Design for an Accessory Dwelling Unit (ADU)(known as a Mother-In-Law Apartment)

By Alan Ness, Principal, Ten Directions Design

An Accessory Dwelling Unit or ADU is a second living space located on your property in a single-family zone.

To understand the background of the ADU, you need to know what is Zoning and why do we have it? Zoning is the segregation of functions in a city. In simple terms, a single-family area should look like a collection of single-family house, not apartment buildings or anything else. Although many cities allow ADUs to increase density and livability, they do not want to lose the "look and feel" of a single-family zone. This explains some of the rules that follow.

What are the Ten Golden Rules for ADU's?  From the City of Seattle:

  1. Owner Occupancy - Owner must occupy either unit for at least 50% of year and own at least 50% of house. Exceptions apply, see below.
  2. Total number of residents - may not exceed 8 people, unless related.
  3. Location - in the principal structure, or as a detached structure.
  4. Number of ADU's - no more than one ADU per property (total of 2 living units per property).
  5. Off-street parking: two spaces required. Minimum size: 8x16, or 9x16 by a wall or structure. If there is an alley, nominal property line must be 12' from alley centerline. Exceptions apply.
  6. Maximum area - if attached, 1000 SF; if house built by 1999 may occupy an entire level over 1000 SF. If detached, not more than 800 SF total of all floors.
  7. Entrance location - only one entrance on street or front side per property. Second entrance may not be on front side. Exceptions apply.
  8. Minimum ceiling height - in pre-1979 house, 6'4" to bottom of all beams and ducts, with a hard-wired smoke detector. House built after 1979 must have 7'-0" headroom to lowest point of any beam or duct.
  9. Bedroom egress windows - size to be 5.7 SF, with a maximum 3'-8" high sill (7" step OK). Exceptions for bedrooms existing before 1972 (with proof).
  10. . Full code compliance - Residential, Building, Mechanical, Electrical & Energy codes.
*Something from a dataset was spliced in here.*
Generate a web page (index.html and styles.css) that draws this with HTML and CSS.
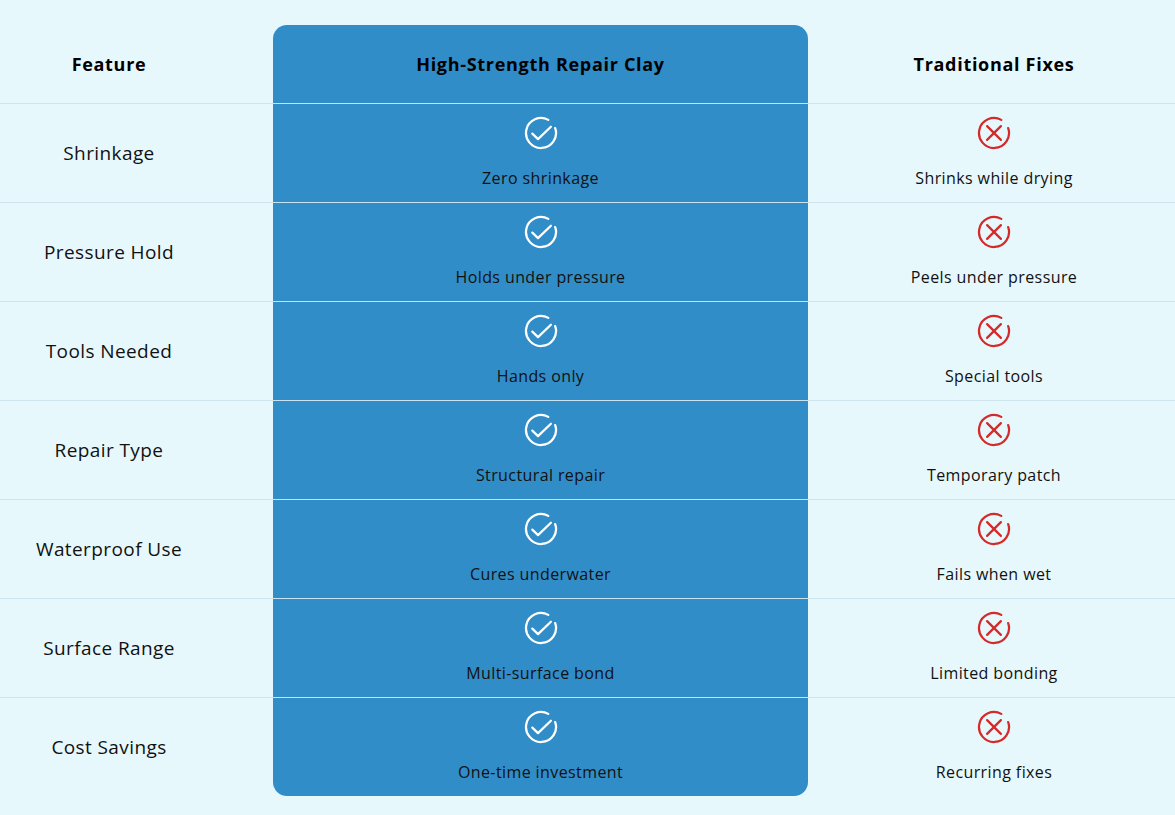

What are the Three Exemptions?

  1. Off-street parking - not needed in a RPZ; not needed if there is steep topography or location of existing structure blocks access.
  2. Owner Occupancy - may need to show good cause for up to 3-year absence.
  3. Entrance location - topography exemption or screening/design solution de-emphasizing.

Where can I put an ADU in my house? 

Anywhere your imagination can think of.

  • Basements
  • Main and Upper Floors
  • Attached garages.

What are the newest trends in ADU's ? 

Detached ADUs are the newest trend.

Basement Pitfalls:

  • Toilets - locating sewer line depth for connection. Sewer cards at DPD.
  • Head Height - can be very difficult, especially at stairs. Digging down may be needed.  Or, raise up your house, if you have foundation problems.
  • Mildew and Mold - Avoid, Isolate, Ventilate and Filter. Molds and dust problems. 
  • Also, energy costs: insulating the walls, better windows, extending ducts.

How much will it cost?

  1. Construction costs - SF costs: baths, kit, rooms. Line items: sewer; window wells.
  2. Design and engineering fees - 10% to 20% of construction costs. $4-8/SF +/-.
  3. Permit fees - $2800.00 fee on $100,000 cost.